■ What you should do ■
Copy out the listing that follows, exactly, without its pictures.

Begin Given records

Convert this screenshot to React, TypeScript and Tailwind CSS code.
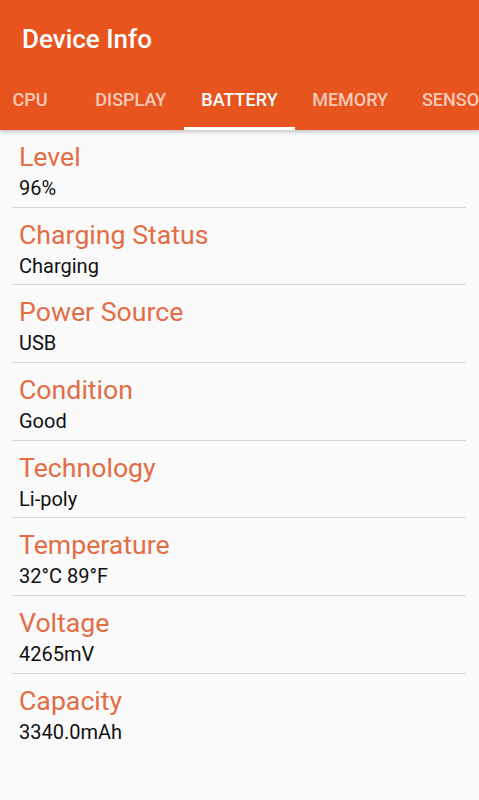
import React from "react";

const TABS = [
  { label: "CPU", width: "w-[96px] justify-center" },
  { label: "DISPLAY", width: "w-[105.7px] justify-center" },
  { label: "BATTERY", width: "w-[111.6px] justify-center", active: true },
  { label: "MEMORY", width: "w-[109.7px] justify-center" },
  { label: "SENSORS", width: "w-[130px] justify-start pl-[17px]" },
];

const ROWS = [
  { label: "Level", value: "96%" },
  { label: "Charging Status", value: "Charging" },
  { label: "Power Source", value: "USB" },
  { label: "Condition", value: "Good" },
  { label: "Technology", value: "Li-poly" },
  { label: "Temperature", value: "32°C 89°F" },
  { label: "Voltage", value: "4265mV" },
  { label: "Capacity", value: "3340.0mAh" },
];

export default function App() {
  return (
    <div
      className="w-[479px] h-[800px] bg-[#fafafa] overflow-hidden flex flex-col"
      style={{ fontFamily: "Roboto, 'Noto Sans', sans-serif" }}
    >
      {/* App bar + tabs */}
      <header className="bg-[#e8541e] shadow-[0_2px_4px_rgba(0,0,0,0.22)] relative z-10">
        <div className="h-[70px] pl-[22px] pt-[23px]">
          <h1 className="text-white text-[26px] leading-[32px] font-medium">Device Info</h1>
        </div>
        <div className="h-[60px] flex overflow-hidden">
          <div className="flex -ml-[18px] shrink-0">
            {TABS.map((tab) => (
              <div
                key={tab.label}
                className={`${tab.width} shrink-0 h-[60px] relative flex items-center text-[18px] leading-[20px] font-medium ${
                  tab.active ? "text-white" : "text-white/70"
                }`}
              >
                {tab.label}
                {tab.active && <span className="absolute left-0 right-0 bottom-0 h-[3px] bg-white" />}
              </div>
            ))}
          </div>
        </div>
      </header>

      {/* Battery details */}
      <div className="flex flex-col">
        {ROWS.map((row, idx) => (
          <div
            key={row.label}
            className={`ml-[12px] mr-[13px] pl-[7px] pt-[11px] pb-[6.7px] ${
              idx < ROWS.length - 1 ? "border-b border-[#d6d6d6]" : ""
            }`}
          >
            <div className="text-[#e36d45] text-[26.7px] leading-[32px]">{row.label}</div>
            <div className="mt-[3px] text-[#111] text-[20px] leading-[24px]">{row.value}</div>
          </div>
        ))}
      </div>
    </div>
  );
}
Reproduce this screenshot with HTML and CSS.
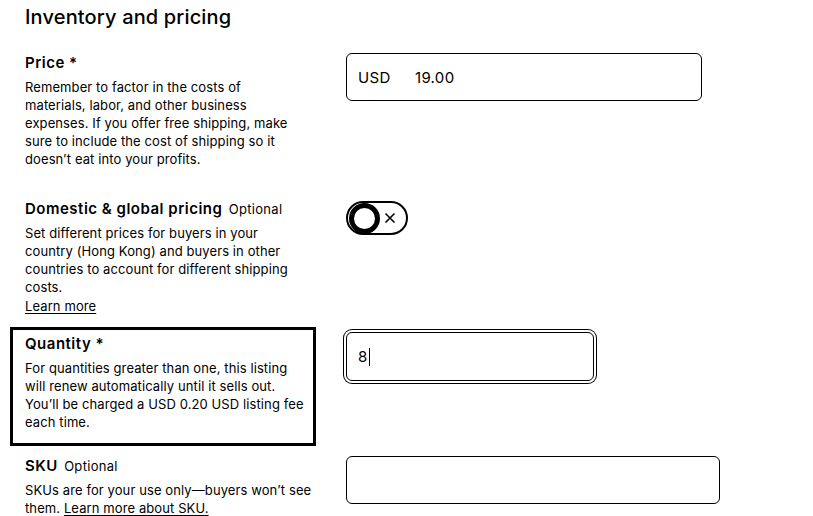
FILE: index.html
```html
<!DOCTYPE html>
<html>
<head>
<meta charset="utf-8">
<link rel="stylesheet" href="styles.css">
</head>
<body>
<div class="page">
  <h1 class="title">Inventory and pricing</h1>

  <div class="row row-price">
    <div class="info">
      <div class="label">Price <span class="req">*</span></div>
      <p class="desc">Remember to factor in the costs of materials, labor, and other business expenses. If you offer free shipping, make sure to include the cost of shipping so it doesn’t eat into your profits.</p>
    </div>
    <div class="field">
      <div class="input input-price"><span class="cur">USD</span><span class="val">19.00</span></div>
    </div>
  </div>

  <div class="row row-domestic">
    <div class="info">
      <div class="label">Domestic &amp; global pricing <span class="opt">Optional</span></div>
      <p class="desc">Set different prices for buyers in your country (Hong Kong) and buyers in other countries to account for different shipping costs.</p>
      <a class="link">Learn more</a>
    </div>
    <div class="field">
      <div class="toggle">
        <span class="knob"></span>
        <svg class="x" width="12" height="12" viewBox="0 0 12 12"><path d="M1.5 1.5 L10.5 10.5 M10.5 1.5 L1.5 10.5" stroke="#000" stroke-width="1.6" fill="none"/></svg>
      </div>
    </div>
  </div>

  <div class="row row-qty">
    <div class="info info-focus">
      <div class="label">Quantity <span class="req">*</span></div>
      <p class="desc">For quantities greater than one, this listing will renew automatically until it sells out. You’ll be charged a USD 0.20 USD listing fee each time.</p>
    </div>
    <div class="field">
      <div class="input input-qty"><span class="val">8</span><span class="caret"></span></div>
    </div>
  </div>

  <div class="row row-sku">
    <div class="info">
      <div class="label">SKU <span class="opt">Optional</span></div>
      <p class="desc">SKUs are for your use only—buyers won’t see them. <a class="link">Learn more about SKU.</a></p>
    </div>
    <div class="field">
      <div class="input input-sku"></div>
    </div>
  </div>
</div>
</body>
</html>
```

FILE: styles.css
```css
* { box-sizing: border-box; }
html, body { margin: 0; padding: 0; background: #fff; }
body {
  font-family: Inter, "Noto Sans", "Liberation Sans", sans-serif;
  color: #000;
  width: 813px;
  height: 516px;
  overflow: hidden;
}
.page { padding: 3px 0 0 25px; }
.title {
  margin: 0;
  font-size: 20px;
  line-height: 28px;
  font-weight: 500;
  letter-spacing: 0.15px;
}
.row {
  display: flex;
  align-items: flex-start;
}
.info { width: 276px; flex: none; }
.field { margin-left: 45px; }
.label {
  font-size: 15px;
  line-height: 20px;
  font-weight: 600;
  letter-spacing: 0.5px;
  white-space: nowrap;
}
.opt { font-size: 13px; font-weight: 400; margin-left: 2px; letter-spacing: 0.3px; }
.desc {
  margin: 5px 0 0;
  font-size: 13px;
  line-height: 18px;
  letter-spacing: 0.1px;
}
.link { color: #000; text-decoration: underline; text-underline-offset: 2px; font-size: 13px; line-height: 18px; letter-spacing: 0.1px; }
.row-domestic .link { display: block; margin-top: 1px; }

.row-price { margin-top: 22px; }
.row-domestic { margin-top: 31px; }
.row-qty { margin-top: 12px; }
.row-sku { margin-top: 10px; }
.row-sku .info { width: 290px; }
.row-sku .field { margin-left: 31px; }

.input {
  border: 1px solid #000;
  border-radius: 6px;
  background: #fff;
  display: flex;
  align-items: center;
  font-size: 15px;
  letter-spacing: 0.3px;
}
.input-price { width: 356px; height: 48px; padding-left: 11px; margin-top: 0; }
.cur { width: 57px; }
.input-qty {
  width: 248px;
  height: 49px;
  padding-left: 11px;
  margin-top: 5px;
  box-shadow: 0 0 0 2px #fff, 0 0 0 3px #000;
}
.caret { display: inline-block; width: 1px; height: 18px; background: #000; margin-left: 1px; }
.input-sku { width: 374px; height: 48px; margin-top: 0; }

.info-focus {
  border: 3px solid #000;
  margin-left: -15px;
  width: 306px;
  padding: 4px 6px 12px 12px;
}
.row-qty .field { margin-left: 30px; }

.toggle {
  width: 62px;
  height: 34px;
  border: 2px solid #000;
  border-radius: 17px;
  display: flex;
  align-items: center;
  padding-left: 1px;
  margin-top: 2px;
}
.knob {
  width: 31px;
  height: 31px;
  border-radius: 50%;
  border: 5px solid #000;
  background: #fff;
}
.x { margin-left: 4px; }
```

End Given records

■ Complete response ■
Convert this screenshot to React, TypeScript and Tailwind CSS code.
import React from "react";

const TABS = [
  { label: "CPU", width: "w-[96px] justify-center" },
  { label: "DISPLAY", width: "w-[105.7px] justify-center" },
  { label: "BATTERY", width: "w-[111.6px] justify-center", active: true },
  { label: "MEMORY", width: "w-[109.7px] justify-center" },
  { label: "SENSORS", width: "w-[130px] justify-start pl-[17px]" },
];

const ROWS = [
  { label: "Level", value: "96%" },
  { label: "Charging Status", value: "Charging" },
  { label: "Power Source", value: "USB" },
  { label: "Condition", value: "Good" },
  { label: "Technology", value: "Li-poly" },
  { label: "Temperature", value: "32°C 89°F" },
  { label: "Voltage", value: "4265mV" },
  { label: "Capacity", value: "3340.0mAh" },
];

export default function App() {
  return (
    <div
      className="w-[479px] h-[800px] bg-[#fafafa] overflow-hidden flex flex-col"
      style={{ fontFamily: "Roboto, 'Noto Sans', sans-serif" }}
    >
      {/* App bar + tabs */}
      <header className="bg-[#e8541e] shadow-[0_2px_4px_rgba(0,0,0,0.22)] relative z-10">
        <div className="h-[70px] pl-[22px] pt-[23px]">
          <h1 className="text-white text-[26px] leading-[32px] font-medium">Device Info</h1>
        </div>
        <div className="h-[60px] flex overflow-hidden">
          <div className="flex -ml-[18px] shrink-0">
            {TABS.map((tab) => (
              <div
                key={tab.label}
                className={`${tab.width} shrink-0 h-[60px] relative flex items-center text-[18px] leading-[20px] font-medium ${
                  tab.active ? "text-white" : "text-white/70"
                }`}
              >
                {tab.label}
                {tab.active && <span className="absolute left-0 right-0 bottom-0 h-[3px] bg-white" />}
              </div>
            ))}
          </div>
        </div>
      </header>

      {/* Battery details */}
      <div className="flex flex-col">
        {ROWS.map((row, idx) => (
          <div
            key={row.label}
            className={`ml-[12px] mr-[13px] pl-[7px] pt-[11px] pb-[6.7px] ${
              idx < ROWS.length - 1 ? "border-b border-[#d6d6d6]" : ""
            }`}
          >
            <div className="text-[#e36d45] text-[26.7px] leading-[32px]">{row.label}</div>
            <div className="mt-[3px] text-[#111] text-[20px] leading-[24px]">{row.value}</div>
          </div>
        ))}
      </div>
    </div>
  );
}
Reproduce this screenshot with HTML and CSS.
FILE: index.html
```html
<!DOCTYPE html>
<html>
<head>
<meta charset="utf-8">
<link rel="stylesheet" href="styles.css">
</head>
<body>
<div class="page">
  <h1 class="title">Inventory and pricing</h1>

  <div class="row row-price">
    <div class="info">
      <div class="label">Price <span class="req">*</span></div>
      <p class="desc">Remember to factor in the costs of materials, labor, and other business expenses. If you offer free shipping, make sure to include the cost of shipping so it doesn’t eat into your profits.</p>
    </div>
    <div class="field">
      <div class="input input-price"><span class="cur">USD</span><span class="val">19.00</span></div>
    </div>
  </div>

  <div class="row row-domestic">
    <div class="info">
      <div class="label">Domestic &amp; global pricing <span class="opt">Optional</span></div>
      <p class="desc">Set different prices for buyers in your country (Hong Kong) and buyers in other countries to account for different shipping costs.</p>
      <a class="link">Learn more</a>
    </div>
    <div class="field">
      <div class="toggle">
        <span class="knob"></span>
        <svg class="x" width="12" height="12" viewBox="0 0 12 12"><path d="M1.5 1.5 L10.5 10.5 M10.5 1.5 L1.5 10.5" stroke="#000" stroke-width="1.6" fill="none"/></svg>
      </div>
    </div>
  </div>

  <div class="row row-qty">
    <div class="info info-focus">
      <div class="label">Quantity <span class="req">*</span></div>
      <p class="desc">For quantities greater than one, this listing will renew automatically until it sells out. You’ll be charged a USD 0.20 USD listing fee each time.</p>
    </div>
    <div class="field">
      <div class="input input-qty"><span class="val">8</span><span class="caret"></span></div>
    </div>
  </div>

  <div class="row row-sku">
    <div class="info">
      <div class="label">SKU <span class="opt">Optional</span></div>
      <p class="desc">SKUs are for your use only—buyers won’t see them. <a class="link">Learn more about SKU.</a></p>
    </div>
    <div class="field">
      <div class="input input-sku"></div>
    </div>
  </div>
</div>
</body>
</html>
```

FILE: styles.css
```css
* { box-sizing: border-box; }
html, body { margin: 0; padding: 0; background: #fff; }
body {
  font-family: Inter, "Noto Sans", "Liberation Sans", sans-serif;
  color: #000;
  width: 813px;
  height: 516px;
  overflow: hidden;
}
.page { padding: 3px 0 0 25px; }
.title {
  margin: 0;
  font-size: 20px;
  line-height: 28px;
  font-weight: 500;
  letter-spacing: 0.15px;
}
.row {
  display: flex;
  align-items: flex-start;
}
.info { width: 276px; flex: none; }
.field { margin-left: 45px; }
.label {
  font-size: 15px;
  line-height: 20px;
  font-weight: 600;
  letter-spacing: 0.5px;
  white-space: nowrap;
}
.opt { font-size: 13px; font-weight: 400; margin-left: 2px; letter-spacing: 0.3px; }
.desc {
  margin: 5px 0 0;
  font-size: 13px;
  line-height: 18px;
  letter-spacing: 0.1px;
}
.link { color: #000; text-decoration: underline; text-underline-offset: 2px; font-size: 13px; line-height: 18px; letter-spacing: 0.1px; }
.row-domestic .link { display: block; margin-top: 1px; }

.row-price { margin-top: 22px; }
.row-domestic { margin-top: 31px; }
.row-qty { margin-top: 12px; }
.row-sku { margin-top: 10px; }
.row-sku .info { width: 290px; }
.row-sku .field { margin-left: 31px; }

.input {
  border: 1px solid #000;
  border-radius: 6px;
  background: #fff;
  display: flex;
  align-items: center;
  font-size: 15px;
  letter-spacing: 0.3px;
}
.input-price { width: 356px; height: 48px; padding-left: 11px; margin-top: 0; }
.cur { width: 57px; }
.input-qty {
  width: 248px;
  height: 49px;
  padding-left: 11px;
  margin-top: 5px;
  box-shadow: 0 0 0 2px #fff, 0 0 0 3px #000;
}
.caret { display: inline-block; width: 1px; height: 18px; background: #000; margin-left: 1px; }
.input-sku { width: 374px; height: 48px; margin-top: 0; }

.info-focus {
  border: 3px solid #000;
  margin-left: -15px;
  width: 306px;
  padding: 4px 6px 12px 12px;
}
.row-qty .field { margin-left: 30px; }

.toggle {
  width: 62px;
  height: 34px;
  border: 2px solid #000;
  border-radius: 17px;
  display: flex;
  align-items: center;
  padding-left: 1px;
  margin-top: 2px;
}
.knob {
  width: 31px;
  height: 31px;
  border-radius: 50%;
  border: 5px solid #000;
  background: #fff;
}
.x { margin-left: 4px; }
```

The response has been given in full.